Debt sustainability analysis framework
4.10.2024
Question for written answer E-001956/2024
to the Commission
Rule 144
Irene Tinagli (S&D), Jonás Fernández (S&D), Nikos Papandreou (S&D), Carla Tavares (S&D), René Repasi (S&D), Evelyn Regner (S&D), Elisabetta Gualmini (S&D), Aurore Lalucq (S&D)
Debt sustainability analysis (DSA) plays a key role in the reformed EU fiscal rules. DSA is used to assess how much fiscal adjustment is required to ensure that the public debt ratio is on a plausible downward trajectory. For the first round of ‘reference trajectories’ submitted to Member States in June 2024, the Commission used its existing DSA framework based on the last Debt Sustainability Monitor.

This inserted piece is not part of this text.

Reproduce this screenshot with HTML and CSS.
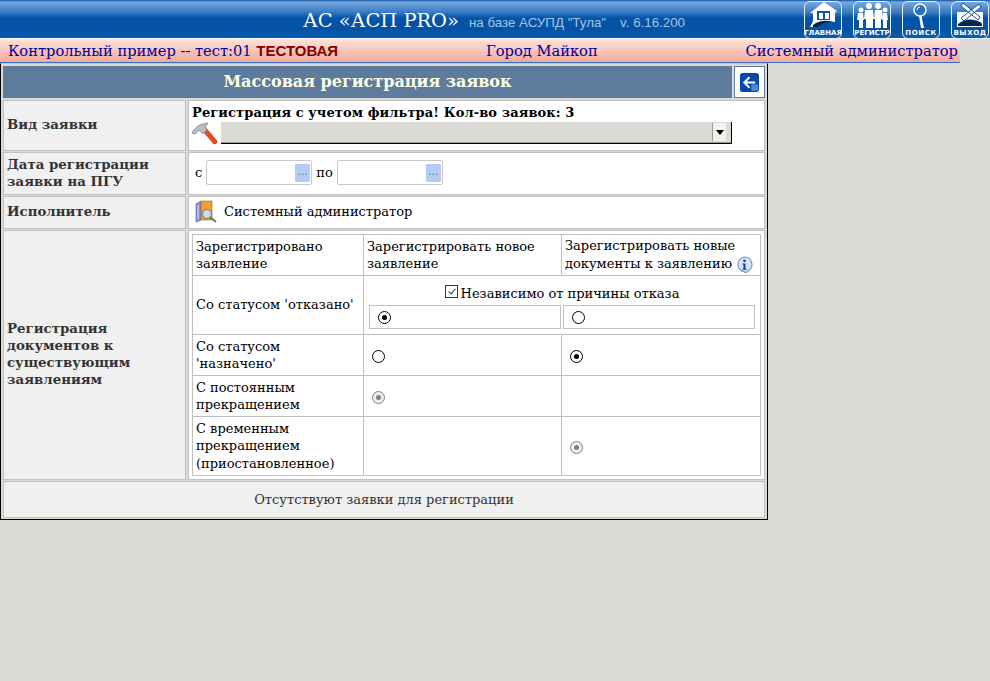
FILE: index.html
```html
<!DOCTYPE html>
<html>
	<head>
		<meta charset="UTF-8">
		<title>Массовая регистрация заявок</title>
		<link rel="stylesheet" href="styles.css">
	</head>
	<body>
		<div class="top">
			<div class="top-title">
				<span class="app-name">АС «АСП PRO»</span>
				<span class="app-sub">на базе АСУПД "Тула"</span>
				<span class="app-ver">v. 6.16.200</span>
			</div>
			<div class="top-btns">
				<a class="tile">
					<svg width="36" height="27" viewBox="0 0 36 27"><path fill="#fff" d="M19 0 L32 9 L30 11 L30 20 L22 19 Q14 19 9 25 L5 25 Q8 20 8 18 L8 11 L5 11 Z"/><path fill="#0a55a8" d="M12 9h13v9h-13z"/><path fill="#fff" d="M14 11h4v6h-4zM20 11h4v6h-4z"/><path fill="#04274f" d="M8 23q7-5 15-4l5 1q-10 0-15 5H8z"/></svg>
					<span>ГЛАВНАЯ</span>
				</a>
				<a class="tile">
					<svg width="36" height="27" viewBox="0 0 36 27"><g fill="#fff"><circle cx="15" cy="4" r="3"/><path d="M11 8h8l1 9h-1v9h-7v-9h-2z"/><circle cx="24" cy="4" r="3"/><path d="M21 8h7l1 9h-2v9h-6v-9h-1z"/><circle cx="7" cy="8" r="2.500"/><path d="M4 11h5l1 7h-1v8h-4v-8h-2z"/><circle cx="31" cy="8" r="2.500"/><path d="M29 11h4l1 7h-1v8h-4v-8h-1z"/></g></svg>
					<span>РЕГИСТР</span>
				</a>
				<a class="tile">
					<svg width="36" height="27" viewBox="0 0 36 27"><circle cx="17" cy="8" r="6" fill="#2a6fbc" stroke="#fff" stroke-width="1.500"/><path d="M14 8a3 3 0 0 1 3-3" fill="none" stroke="#fff"/><path d="M16 14h2.500l2.500 12h-3z" fill="#fff"/></svg>
					<span class="wide">ПОИСК</span>
				</a>
				<a class="tile">
					<svg width="36" height="27" viewBox="0 0 36 27"><path fill="#fff" d="M5 10h26v15h-26z"/><path d="M6 22q8-6 16-4t8 4v2h-24z" fill="#04274f"/><path d="M11 1l17 14-2 3L9 4zM27 2l2 3-17 14-3-3z" fill="#fff" stroke="#0a55a8"/></svg>
					<span class="wide">ВЫХОД</span>
				</a>
			</div>
		</div>

		<div class="status">
			<span>Контрольный пример -- тест:01 <b>ТЕСТОВАЯ</b></span>
			<span>Город Майкоп</span>
			<span>Системный администратор</span>
		</div>

		<div class="panel">
			<div class="panel-head">
				<div class="panel-title">Массовая регистрация заявок</div>
				<a class="back">
					<svg width="19" height="19" viewBox="0 0 20 20"><rect width="20" height="20" rx="3" fill="#0a47ad"/><rect x="12" y="12" width="7" height="7" fill="#4f86d8"/><path d="M16 10H5M10 4.500L4.500 10l5.500 5.500" fill="none" stroke="#fff" stroke-width="2"/></svg>
				</a>
			</div>

			<div class="form">
				<div class="lbl">Вид заявки</div>
				<div class="val val-type">
					<div class="strong">Регистрация с учетом фильтра! Кол-во заявок: 3</div>
					<div class="type-row">
						<svg width="26" height="24" viewBox="0 0 26 24"><path d="M10 8l3-3 12 14q0 3-3 3z" fill="#ee4a1c" stroke="#a82808" stroke-width=".7"/><path d="M0 11q4-9 16-10l-2 3q-1 1 0 2l1 2-4 4-2-2q-1-2-3-1l-3 3z" fill="#bcbcc0" stroke="#77777c" stroke-width=".7"/></svg>
						<div class="combo"><span class="combo-btn"><i></i></span></div>
					</div>
				</div>

				<div class="lbl">Дата регистрации заявки на ПГУ</div>
				<div class="val val-date">
					<span>с</span>
					<span class="date"><i>...</i></span>
					<span>по</span>
					<span class="date"><i>...</i></span>
				</div>

				<div class="lbl">Исполнитель</div>
				<div class="val val-user">
					<svg width="24" height="24" viewBox="0 0 24 24"><path d="M2 4l5-3v19l-5 2z" fill="#8e8ee0" stroke="#55558f" stroke-width=".6"/><path d="M7 1h11v19H7z" fill="#f0a030" stroke="#a86a10" stroke-width=".6"/><path d="M4 5v14" stroke="#d8d8f4"/><circle cx="13" cy="14" r="4.500" fill="#c8dcec" stroke="#6a7d8c"/><path d="M16 17l6 5" stroke="#7c6a5a" stroke-width="2"/></svg>
					<span>Системный администратор</span>
				</div>

				<div class="lbl">Регистрация документов к существующим заявлениям</div>
				<div class="val val-docs">
					<table class="docs">
						<tr class="r1">
							<td class="c1">Зарегистрировано заявление</td>
							<td class="c2">Зарегистрировать новое заявление</td>
							<td class="c3">Зарегистрировать новые документы к заявлению <svg class="info" width="17" height="17" viewBox="0 0 16 16"><path d="M8 1a7 7 0 0 1 3 13.300L9 16l-1-1.100A7 7 0 0 1 8 1z" fill="#d6e6f8" stroke="#5f94d0"/><circle cx="8" cy="4.500" r="1.300" fill="#1440a8"/><path d="M6 7h3v5h1v1H6v-1h1V8H6z" fill="#1440a8"/></svg></td>
						</tr>
						<tr class="r2">
							<td>Со статусом 'отказано'</td>
							<td colspan="2" class="refuse">
								<div class="check-line"><i class="check"></i>Независимо от причины отказа</div>
								<div class="radio-pair">
									<div><i class="radio on"></i></div>
									<div><i class="radio"></i></div>
								</div>
							</td>
						</tr>
						<tr class="r3">
							<td>Со статусом 'назначено'</td>
							<td class="pick"><i class="radio"></i></td>
							<td class="pick"><i class="radio on"></i></td>
						</tr>
						<tr class="r4">
							<td>С постоянным прекращением</td>
							<td class="pick"><i class="radio dis"></i></td>
							<td></td>
						</tr>
						<tr class="r5">
							<td>С временным прекращением (приостановленное)</td>
							<td></td>
							<td class="pick"><i class="radio dis"></i></td>
						</tr>
					</table>
				</div>

				<div class="foot">Отсутствуют заявки для регистрации</div>
			</div>
		</div>
	</body>
</html>
```

FILE: styles.css
```css
html, body{ margin: 0; padding: 0; height: 100%;}
body{ background-color: #dbdad5; font: 13px/17.5px "DejaVu Serif", serif; color: #000; overflow: hidden;}

/* шапка */
.top{ height: 39px; display: flex; background: linear-gradient(#0a55a8 0, #78a8dc 2px, #3a7cc4 12px, #0453a6 18px, #0453a6 30px, #0b5cb0 38px, #fff 38px, #fff 39px); box-sizing: border-box;}
.top-title{ margin-left: 303px; display: flex; align-items: baseline; height: 38px; line-height: 41px; white-space: nowrap;}
.app-name{ font-size: 19.450px; color: #fff;}
.app-sub{ margin-left: 10px; font: 13.330px/41px "Liberation Sans", sans-serif; color: #a4c4e6;}
.app-ver{ margin-left: 14px; font: 13.330px/41px "Liberation Sans", sans-serif; color: #a4c4e6;}
.top-btns{ margin-left: auto; margin-right: 1px; display: flex; gap: 11px; padding-top: 1px;}
.tile{ width: 36px; height: 36px; border: 1px solid #e6eef8; border-radius: 6px; display: flex; flex-direction: column; align-items: center; overflow: hidden;}
.tile svg{ display: block; flex: none;}
.tile span{ font: bold 7px/8px "DejaVu Sans", sans-serif; color: #fff; white-space: nowrap;}
.tile .wide{ letter-spacing: .6px;}

/* строка статуса */
.status{ width: 960px; height: 24px; box-sizing: border-box; padding: 1px 2px 0 8px; display: flex; justify-content: space-between; background: linear-gradient(#fde3dc, #f2a99a); border-bottom: 1px solid #3a6cc0; font-size: 14.670px; line-height: 22px; color: #00009c; white-space: nowrap;}
.status b{ font: bold 15px "Liberation Sans", sans-serif; color: #800000;}

/* панель */
.panel{ width: 768px; height: 457px; box-sizing: border-box; padding: 2px 0 0 2px; border-right: 1px solid #000; border-bottom: 1px solid #000; border-left: 1px solid #000; border-top: 1px solid #c8c8c8; display: flex; flex-direction: column; gap: 2px;}
.panel-head{ display: flex; gap: 2px; height: 32px;}
.panel-title{ width: 729px; background-color: #5d7b9d; text-align: center; font: bold 16px/32px "DejaVu Serif", serif; color: #ffffe6;}
.back{ width: 31px; box-sizing: border-box; background-color: #fff; border: 1px solid #5d7b9d; display: flex; align-items: center; justify-content: center;}

.form{ display: grid; grid-template-columns: 183px 577px; grid-template-rows: 51px 43px 33px 250px 37px; gap: 1px 2px;}
.lbl{ background-color: #f0f0f0; border: 1px solid #c0c0c0; box-sizing: border-box; padding: 0 3px 2px; display: flex; align-items: center; font-weight: bold; font-size: 13.330px; line-height: 17px; color: #333;}
.val{ background-color: #fff; border: 1px solid #c0c0c0; box-sizing: border-box;}
.foot{ grid-column: 1 / 3; background-color: #f0f0f0; border: 1px solid #c0c0c0; box-sizing: border-box; text-align: center; line-height: 35px; color: #333;}

.val-type{ padding: 3px 3px 0;}
.strong{ font-weight: bold; letter-spacing: .1px;}
.type-row{ display: flex; align-items: flex-start;}
.combo{ width: 510px; height: 21px; margin-left: 3px; background-color: #dbdad5; border-right: 1px solid #000; border-bottom: 1px solid #000; box-shadow: inset 0 -1px 0 #999; display: flex; justify-content: flex-end; align-items: center;}
.combo-btn{ width: 13px; height: 18px; margin-right: 5px; border-left: 1px solid #999; background-color: #f2f2ee; display: flex; align-items: center; justify-content: center;}
.combo-btn i{ border-left: 4px solid transparent; border-right: 4px solid transparent; border-top: 5px solid #000;}

.val-date{ display: flex; align-items: center; gap: 4px; padding: 0 0 2px 6px;}
.date{ width: 103px; height: 23px; border: 1px solid #c8c8c8; border-radius: 2px; display: flex; justify-content: flex-end; align-items: center; padding-right: 1px;}
.date i{ width: 15px; height: 18px; background-color: #b6cbf3; border-radius: 1px; font: 11px/16px "DejaVu Sans", sans-serif; color: #5577aa; text-align: center;}

.val-user{ display: flex; align-items: center; gap: 6px; padding: 0 0 2px 5px;}

.val-docs{ padding: 3px;}
.docs{ width: 568px; height: 241px; border-collapse: collapse; table-layout: fixed;}
.docs td{ border: 1px solid #c0c0c0; padding: 2px 3px; vertical-align: middle; box-sizing: border-box;}
.docs .pick{ padding: 4px 3px 2px 8px;}
.c1{ width: 171px;}
.c2{ width: 198px;}
.c3{ width: 199px;}
.r1{ height: 41px;}
.r2{ height: 59px;}
.r3{ height: 41px;}
.r4{ height: 41px;}
.r5{ height: 59px;}
.info{ vertical-align: -5px;}
.docs .refuse{ padding: 0 5px 5px;}
.check-line{ text-align: center; height: 29px; line-height: 35px;}
.check{ display: inline-block; width: 11px; height: 11px; border: 1px solid #333; vertical-align: 0; margin-right: 3px; position: relative;}
.check:after{ content: ''; position: absolute; left: 4px; top: 1px; width: 3px; height: 6px; border-right: 1px solid #333; border-bottom: 1px solid #333; transform: rotate(40deg);}
.radio-pair{ display: flex; gap: 2px;}
.radio-pair div{ width: 192px; height: 24px; border: 1px solid #c0c0c0; display: flex; align-items: center; padding-left: 8px; box-sizing: border-box;}
.radio{ display: inline-block; vertical-align: middle; width: 11px; height: 11px; border: 1px solid #000; border-radius: 50%; position: relative; background-color: #fff;}
.radio.on:after, .radio.dis:after{ content: ''; position: absolute; left: 3px; top: 3px; width: 5px; height: 5px; border-radius: 50%; background-color: #000;}
.radio.dis{ border-color: #808080; background-color: #eee;}
.radio.dis:after{ background-color: #808080;}
```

It assumes a constant short-run fiscal multiplier of 0.75, a fast dissipation of the output effect of fiscal adjustment, and that fiscal consolidation efforts by trading partners do not spill over into domestic economic activity.
Against this background:
- 1.Can the Commission provide a justification for these assumptions?
- 2.How does the Commission justify its hypothesis according to which fiscal adjustment by a given government only affects domestic economic activities and does not spill over into other countries, considering its oft-repeated emphasis on the importance of accounting for how individual fiscal stances affect the euro area aggregate as a whole?
- 3.Can the Commission explain whether including spillover effects into other countries in the methodology could alter the results of the DSA, and if so, how?